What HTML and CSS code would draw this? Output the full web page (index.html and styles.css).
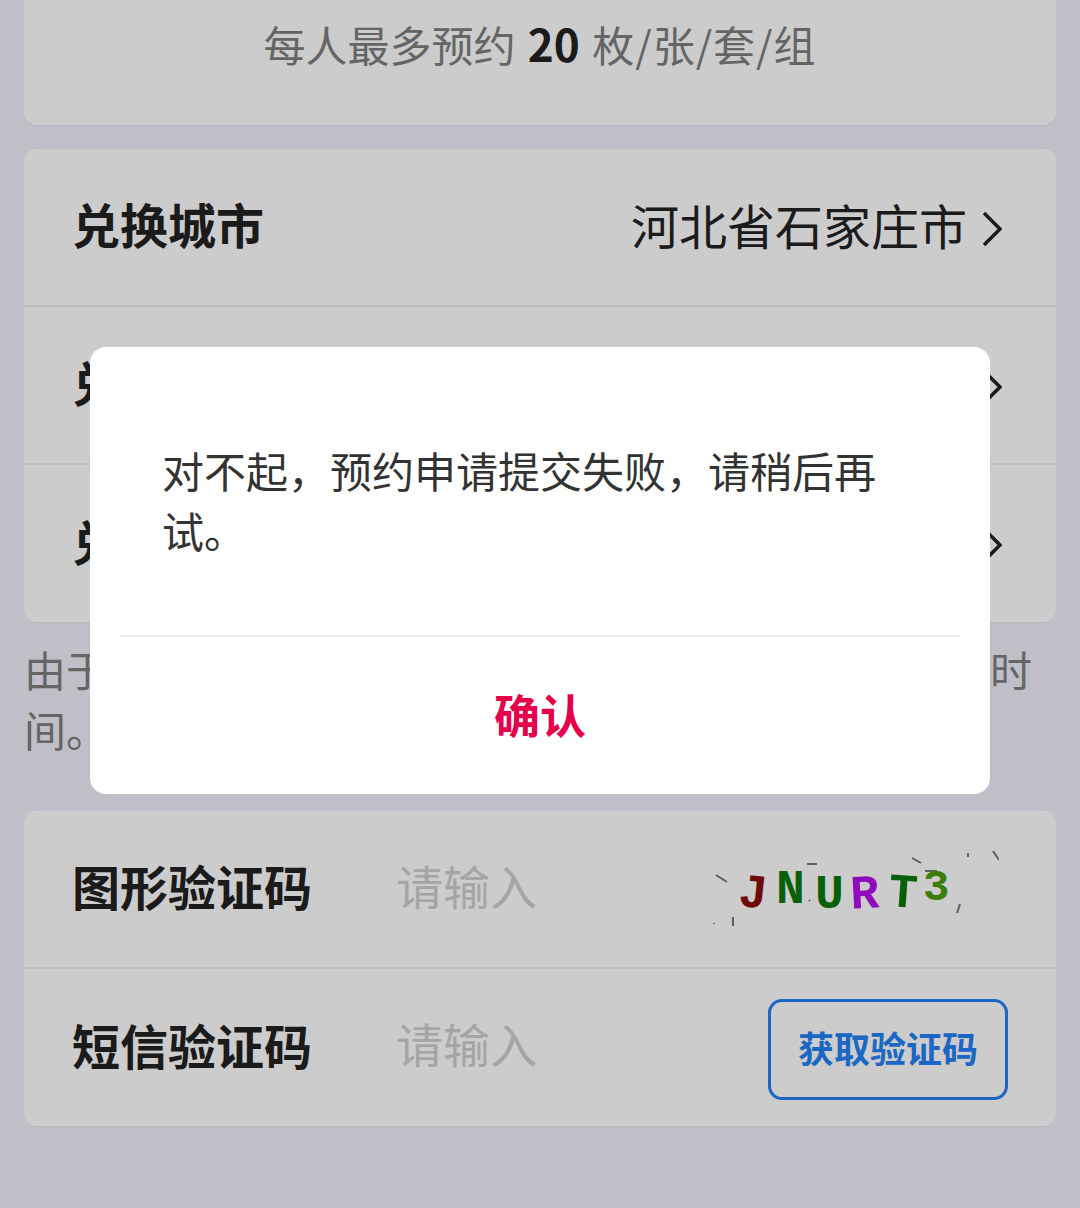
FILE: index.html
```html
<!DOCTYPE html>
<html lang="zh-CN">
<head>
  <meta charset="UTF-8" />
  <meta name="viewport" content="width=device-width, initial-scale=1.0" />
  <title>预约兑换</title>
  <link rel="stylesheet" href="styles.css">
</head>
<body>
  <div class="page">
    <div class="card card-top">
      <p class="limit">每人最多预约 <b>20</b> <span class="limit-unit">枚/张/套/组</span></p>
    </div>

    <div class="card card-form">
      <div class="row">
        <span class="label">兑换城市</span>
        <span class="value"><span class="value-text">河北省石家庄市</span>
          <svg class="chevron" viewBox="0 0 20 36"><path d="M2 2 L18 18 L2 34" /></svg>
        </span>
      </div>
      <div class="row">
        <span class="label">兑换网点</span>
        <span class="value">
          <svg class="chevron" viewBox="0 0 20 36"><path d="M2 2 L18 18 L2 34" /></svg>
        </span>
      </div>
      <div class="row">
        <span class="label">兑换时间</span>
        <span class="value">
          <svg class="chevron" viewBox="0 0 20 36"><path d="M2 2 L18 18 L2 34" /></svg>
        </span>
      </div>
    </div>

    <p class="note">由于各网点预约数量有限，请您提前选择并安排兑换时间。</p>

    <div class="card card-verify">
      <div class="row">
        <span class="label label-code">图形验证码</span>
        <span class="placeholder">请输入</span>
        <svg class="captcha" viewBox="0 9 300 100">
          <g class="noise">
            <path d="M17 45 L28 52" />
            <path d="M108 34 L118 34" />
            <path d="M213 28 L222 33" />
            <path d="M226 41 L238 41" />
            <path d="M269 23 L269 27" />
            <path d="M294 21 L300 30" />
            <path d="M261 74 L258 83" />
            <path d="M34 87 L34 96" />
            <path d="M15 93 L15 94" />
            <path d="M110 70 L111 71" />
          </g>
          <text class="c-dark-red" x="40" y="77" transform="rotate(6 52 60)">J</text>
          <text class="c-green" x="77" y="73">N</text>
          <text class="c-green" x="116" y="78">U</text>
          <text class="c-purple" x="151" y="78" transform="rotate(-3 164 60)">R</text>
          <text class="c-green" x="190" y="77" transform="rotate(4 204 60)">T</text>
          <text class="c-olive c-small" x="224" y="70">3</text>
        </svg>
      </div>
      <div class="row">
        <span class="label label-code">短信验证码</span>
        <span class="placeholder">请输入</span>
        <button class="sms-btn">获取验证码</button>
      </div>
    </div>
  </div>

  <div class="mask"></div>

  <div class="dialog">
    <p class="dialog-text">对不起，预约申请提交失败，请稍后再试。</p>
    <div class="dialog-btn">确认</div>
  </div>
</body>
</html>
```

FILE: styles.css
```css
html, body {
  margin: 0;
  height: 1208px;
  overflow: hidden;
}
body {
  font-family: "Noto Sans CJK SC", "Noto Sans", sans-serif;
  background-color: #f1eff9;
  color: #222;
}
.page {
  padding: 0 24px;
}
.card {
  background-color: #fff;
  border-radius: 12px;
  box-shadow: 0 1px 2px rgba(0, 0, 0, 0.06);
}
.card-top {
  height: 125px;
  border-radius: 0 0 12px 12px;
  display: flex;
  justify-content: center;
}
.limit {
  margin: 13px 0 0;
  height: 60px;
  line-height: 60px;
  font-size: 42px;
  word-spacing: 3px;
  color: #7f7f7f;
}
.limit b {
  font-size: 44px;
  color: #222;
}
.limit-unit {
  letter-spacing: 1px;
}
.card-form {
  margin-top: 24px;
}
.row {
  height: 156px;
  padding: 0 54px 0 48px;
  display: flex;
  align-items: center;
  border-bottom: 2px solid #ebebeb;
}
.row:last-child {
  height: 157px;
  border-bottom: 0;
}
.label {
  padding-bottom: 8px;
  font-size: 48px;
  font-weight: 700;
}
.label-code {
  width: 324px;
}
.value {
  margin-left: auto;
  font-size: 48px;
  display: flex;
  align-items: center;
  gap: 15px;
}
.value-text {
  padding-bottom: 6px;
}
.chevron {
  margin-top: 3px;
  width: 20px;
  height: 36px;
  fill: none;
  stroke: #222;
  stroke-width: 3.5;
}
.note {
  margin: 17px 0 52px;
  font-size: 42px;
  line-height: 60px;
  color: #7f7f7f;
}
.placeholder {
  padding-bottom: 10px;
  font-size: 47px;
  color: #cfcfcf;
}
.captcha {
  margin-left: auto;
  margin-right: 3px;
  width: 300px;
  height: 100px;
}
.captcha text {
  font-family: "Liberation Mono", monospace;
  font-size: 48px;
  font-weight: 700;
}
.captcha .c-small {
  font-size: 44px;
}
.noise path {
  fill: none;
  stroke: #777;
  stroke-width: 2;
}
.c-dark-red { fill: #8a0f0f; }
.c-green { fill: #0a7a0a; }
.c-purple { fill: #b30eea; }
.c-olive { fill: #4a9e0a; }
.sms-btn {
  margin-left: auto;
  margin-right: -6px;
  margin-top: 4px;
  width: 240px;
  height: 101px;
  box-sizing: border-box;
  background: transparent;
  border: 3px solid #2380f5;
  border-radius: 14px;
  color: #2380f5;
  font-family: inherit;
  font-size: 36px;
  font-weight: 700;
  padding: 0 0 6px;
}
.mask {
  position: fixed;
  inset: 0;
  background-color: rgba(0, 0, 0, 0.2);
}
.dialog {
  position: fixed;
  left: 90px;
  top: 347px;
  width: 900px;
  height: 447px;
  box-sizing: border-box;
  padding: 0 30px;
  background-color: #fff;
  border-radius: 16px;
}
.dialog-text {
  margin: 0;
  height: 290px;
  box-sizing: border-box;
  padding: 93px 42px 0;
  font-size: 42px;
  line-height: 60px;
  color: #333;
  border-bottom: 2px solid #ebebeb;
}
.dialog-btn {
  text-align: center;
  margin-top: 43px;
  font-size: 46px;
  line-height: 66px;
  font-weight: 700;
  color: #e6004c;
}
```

DIRECTIVE
Return the full material word for word. Do not include the pictures.

THE RESULT
What HTML and CSS code would draw this? Output the full web page (index.html and styles.css).
FILE: index.html
```html
<!DOCTYPE html>
<html lang="zh-CN">
<head>
  <meta charset="UTF-8" />
  <meta name="viewport" content="width=device-width, initial-scale=1.0" />
  <title>预约兑换</title>
  <link rel="stylesheet" href="styles.css">
</head>
<body>
  <div class="page">
    <div class="card card-top">
      <p class="limit">每人最多预约 <b>20</b> <span class="limit-unit">枚/张/套/组</span></p>
    </div>

    <div class="card card-form">
      <div class="row">
        <span class="label">兑换城市</span>
        <span class="value"><span class="value-text">河北省石家庄市</span>
          <svg class="chevron" viewBox="0 0 20 36"><path d="M2 2 L18 18 L2 34" /></svg>
        </span>
      </div>
      <div class="row">
        <span class="label">兑换网点</span>
        <span class="value">
          <svg class="chevron" viewBox="0 0 20 36"><path d="M2 2 L18 18 L2 34" /></svg>
        </span>
      </div>
      <div class="row">
        <span class="label">兑换时间</span>
        <span class="value">
          <svg class="chevron" viewBox="0 0 20 36"><path d="M2 2 L18 18 L2 34" /></svg>
        </span>
      </div>
    </div>

    <p class="note">由于各网点预约数量有限，请您提前选择并安排兑换时间。</p>

    <div class="card card-verify">
      <div class="row">
        <span class="label label-code">图形验证码</span>
        <span class="placeholder">请输入</span>
        <svg class="captcha" viewBox="0 9 300 100">
          <g class="noise">
            <path d="M17 45 L28 52" />
            <path d="M108 34 L118 34" />
            <path d="M213 28 L222 33" />
            <path d="M226 41 L238 41" />
            <path d="M269 23 L269 27" />
            <path d="M294 21 L300 30" />
            <path d="M261 74 L258 83" />
            <path d="M34 87 L34 96" />
            <path d="M15 93 L15 94" />
            <path d="M110 70 L111 71" />
          </g>
          <text class="c-dark-red" x="40" y="77" transform="rotate(6 52 60)">J</text>
          <text class="c-green" x="77" y="73">N</text>
          <text class="c-green" x="116" y="78">U</text>
          <text class="c-purple" x="151" y="78" transform="rotate(-3 164 60)">R</text>
          <text class="c-green" x="190" y="77" transform="rotate(4 204 60)">T</text>
          <text class="c-olive c-small" x="224" y="70">3</text>
        </svg>
      </div>
      <div class="row">
        <span class="label label-code">短信验证码</span>
        <span class="placeholder">请输入</span>
        <button class="sms-btn">获取验证码</button>
      </div>
    </div>
  </div>

  <div class="mask"></div>

  <div class="dialog">
    <p class="dialog-text">对不起，预约申请提交失败，请稍后再试。</p>
    <div class="dialog-btn">确认</div>
  </div>
</body>
</html>
```

FILE: styles.css
```css
html, body {
  margin: 0;
  height: 1208px;
  overflow: hidden;
}
body {
  font-family: "Noto Sans CJK SC", "Noto Sans", sans-serif;
  background-color: #f1eff9;
  color: #222;
}
.page {
  padding: 0 24px;
}
.card {
  background-color: #fff;
  border-radius: 12px;
  box-shadow: 0 1px 2px rgba(0, 0, 0, 0.06);
}
.card-top {
  height: 125px;
  border-radius: 0 0 12px 12px;
  display: flex;
  justify-content: center;
}
.limit {
  margin: 13px 0 0;
  height: 60px;
  line-height: 60px;
  font-size: 42px;
  word-spacing: 3px;
  color: #7f7f7f;
}
.limit b {
  font-size: 44px;
  color: #222;
}
.limit-unit {
  letter-spacing: 1px;
}
.card-form {
  margin-top: 24px;
}
.row {
  height: 156px;
  padding: 0 54px 0 48px;
  display: flex;
  align-items: center;
  border-bottom: 2px solid #ebebeb;
}
.row:last-child {
  height: 157px;
  border-bottom: 0;
}
.label {
  padding-bottom: 8px;
  font-size: 48px;
  font-weight: 700;
}
.label-code {
  width: 324px;
}
.value {
  margin-left: auto;
  font-size: 48px;
  display: flex;
  align-items: center;
  gap: 15px;
}
.value-text {
  padding-bottom: 6px;
}
.chevron {
  margin-top: 3px;
  width: 20px;
  height: 36px;
  fill: none;
  stroke: #222;
  stroke-width: 3.5;
}
.note {
  margin: 17px 0 52px;
  font-size: 42px;
  line-height: 60px;
  color: #7f7f7f;
}
.placeholder {
  padding-bottom: 10px;
  font-size: 47px;
  color: #cfcfcf;
}
.captcha {
  margin-left: auto;
  margin-right: 3px;
  width: 300px;
  height: 100px;
}
.captcha text {
  font-family: "Liberation Mono", monospace;
  font-size: 48px;
  font-weight: 700;
}
.captcha .c-small {
  font-size: 44px;
}
.noise path {
  fill: none;
  stroke: #777;
  stroke-width: 2;
}
.c-dark-red { fill: #8a0f0f; }
.c-green { fill: #0a7a0a; }
.c-purple { fill: #b30eea; }
.c-olive { fill: #4a9e0a; }
.sms-btn {
  margin-left: auto;
  margin-right: -6px;
  margin-top: 4px;
  width: 240px;
  height: 101px;
  box-sizing: border-box;
  background: transparent;
  border: 3px solid #2380f5;
  border-radius: 14px;
  color: #2380f5;
  font-family: inherit;
  font-size: 36px;
  font-weight: 700;
  padding: 0 0 6px;
}
.mask {
  position: fixed;
  inset: 0;
  background-color: rgba(0, 0, 0, 0.2);
}
.dialog {
  position: fixed;
  left: 90px;
  top: 347px;
  width: 900px;
  height: 447px;
  box-sizing: border-box;
  padding: 0 30px;
  background-color: #fff;
  border-radius: 16px;
}
.dialog-text {
  margin: 0;
  height: 290px;
  box-sizing: border-box;
  padding: 93px 42px 0;
  font-size: 42px;
  line-height: 60px;
  color: #333;
  border-bottom: 2px solid #ebebeb;
}
.dialog-btn {
  text-align: center;
  margin-top: 43px;
  font-size: 46px;
  line-height: 66px;
  font-weight: 700;
  color: #e6004c;
}
```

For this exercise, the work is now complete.